**Recorded information:**
# # # #

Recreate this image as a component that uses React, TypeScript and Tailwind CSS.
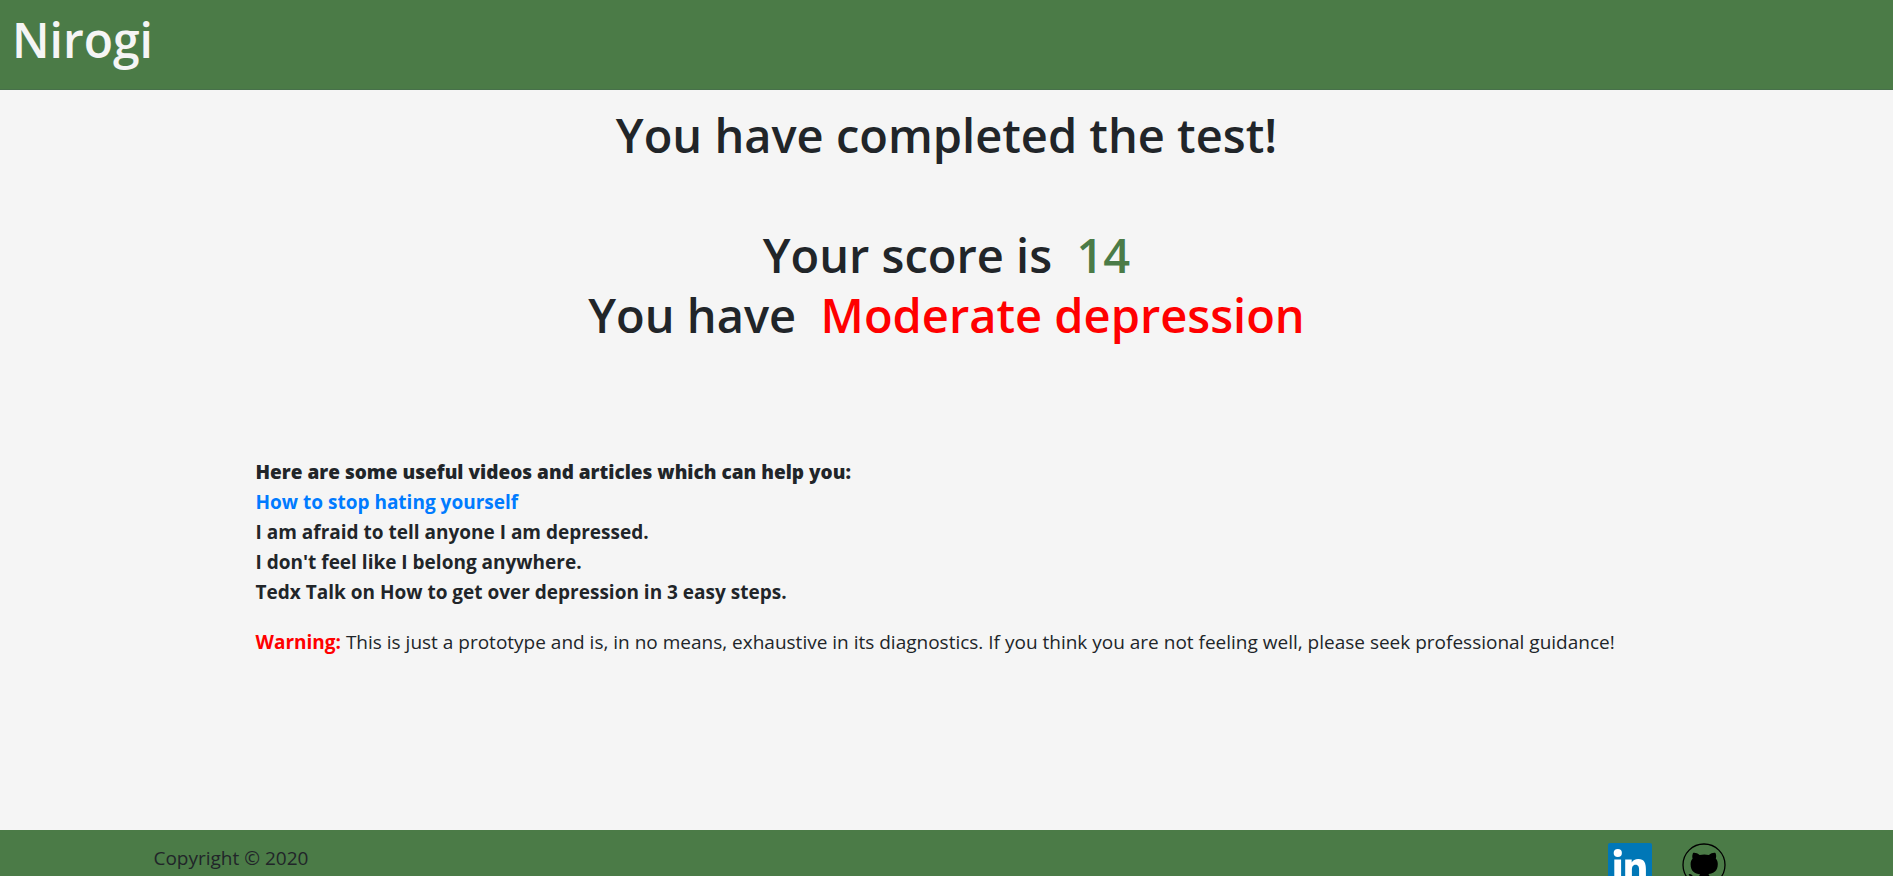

# # # #

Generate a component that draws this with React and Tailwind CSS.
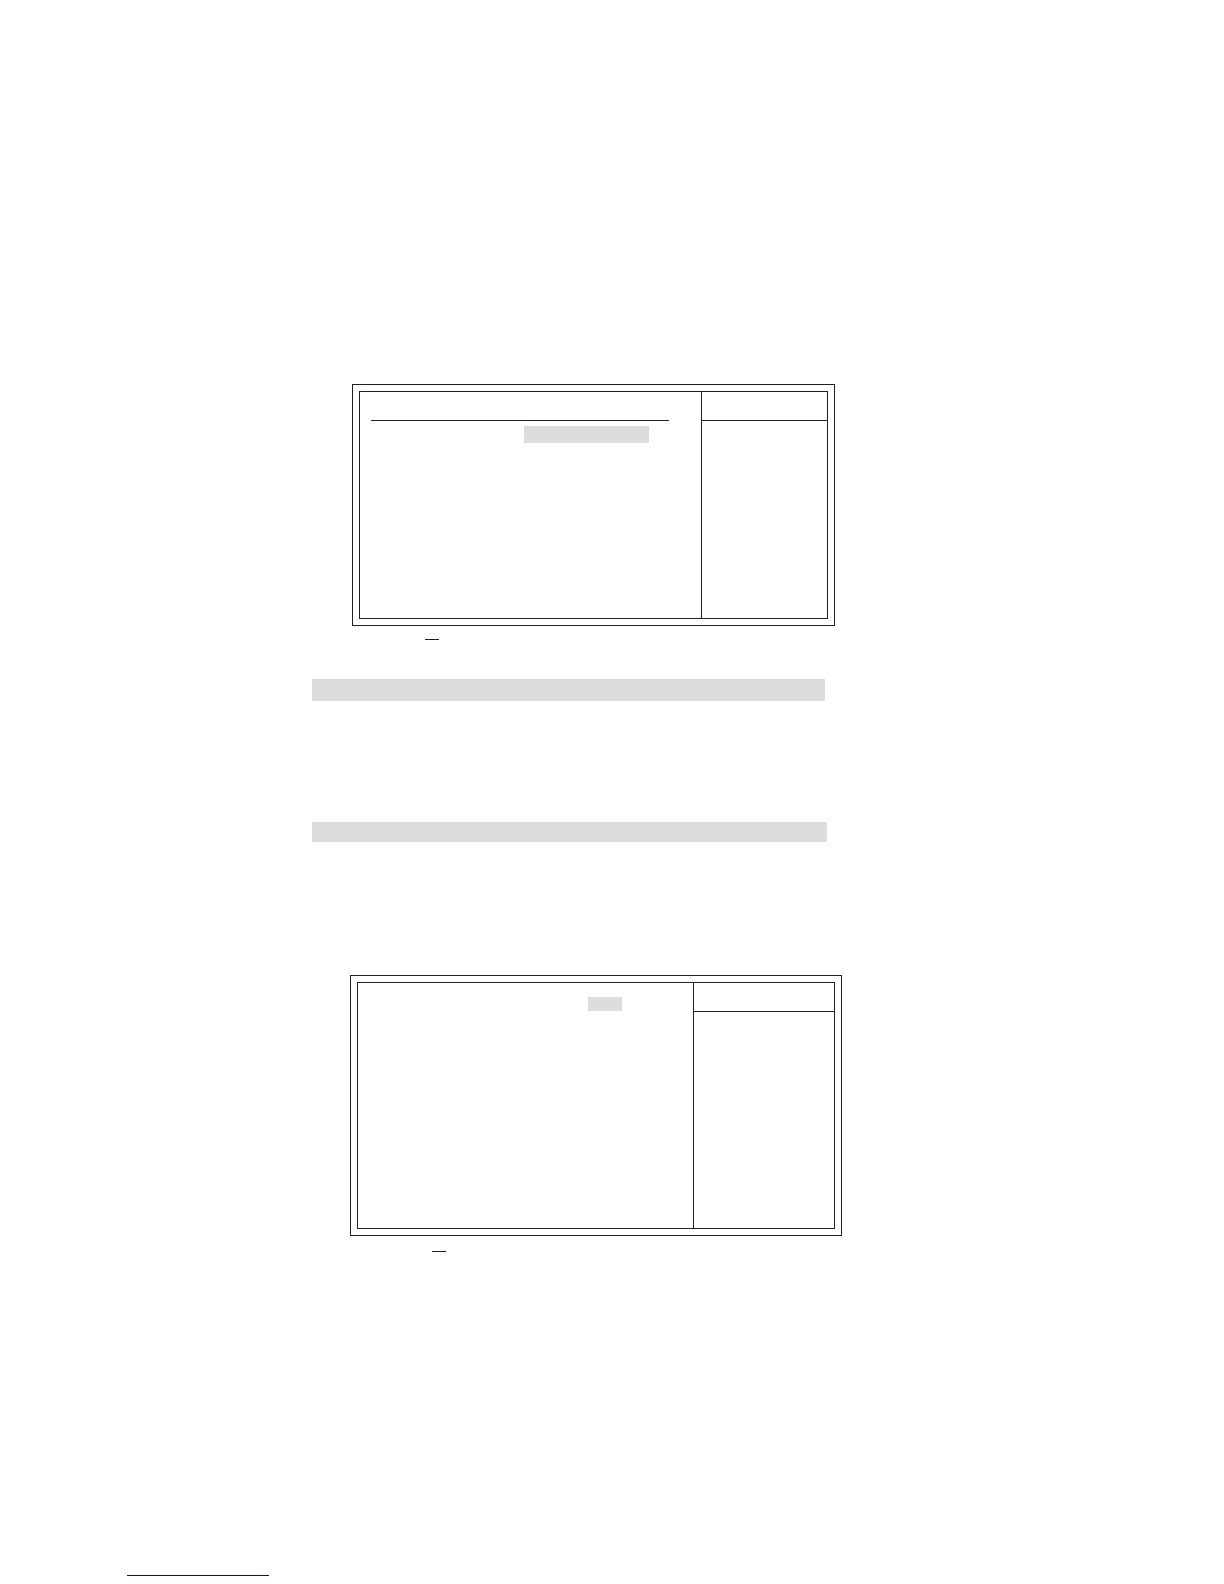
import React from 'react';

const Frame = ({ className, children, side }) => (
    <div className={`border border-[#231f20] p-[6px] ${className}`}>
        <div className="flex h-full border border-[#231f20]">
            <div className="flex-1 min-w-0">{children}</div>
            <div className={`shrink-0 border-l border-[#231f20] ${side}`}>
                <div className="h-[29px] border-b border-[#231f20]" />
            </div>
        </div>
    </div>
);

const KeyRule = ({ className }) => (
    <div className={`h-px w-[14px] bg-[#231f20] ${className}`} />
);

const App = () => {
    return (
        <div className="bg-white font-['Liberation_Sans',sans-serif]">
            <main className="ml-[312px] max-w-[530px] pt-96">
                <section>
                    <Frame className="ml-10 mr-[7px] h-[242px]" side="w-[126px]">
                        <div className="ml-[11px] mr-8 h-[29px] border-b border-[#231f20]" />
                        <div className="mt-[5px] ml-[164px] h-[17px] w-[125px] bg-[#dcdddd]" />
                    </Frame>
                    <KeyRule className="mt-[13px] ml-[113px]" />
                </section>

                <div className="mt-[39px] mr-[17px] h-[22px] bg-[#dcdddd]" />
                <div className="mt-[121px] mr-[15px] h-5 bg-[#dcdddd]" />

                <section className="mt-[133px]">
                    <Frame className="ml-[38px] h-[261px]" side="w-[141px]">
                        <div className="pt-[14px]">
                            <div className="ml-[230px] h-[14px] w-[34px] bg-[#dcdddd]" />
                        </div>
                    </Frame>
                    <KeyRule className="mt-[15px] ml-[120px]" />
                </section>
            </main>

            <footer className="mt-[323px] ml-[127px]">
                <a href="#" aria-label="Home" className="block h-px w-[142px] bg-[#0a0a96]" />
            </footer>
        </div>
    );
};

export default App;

# # # #

Skip every picture. Repeat the lines from the one with "Generate a component" through the one with "import React from 'react';", both ends included.

**The output:**
Generate a component that draws this with React and Tailwind CSS.
import React from 'react';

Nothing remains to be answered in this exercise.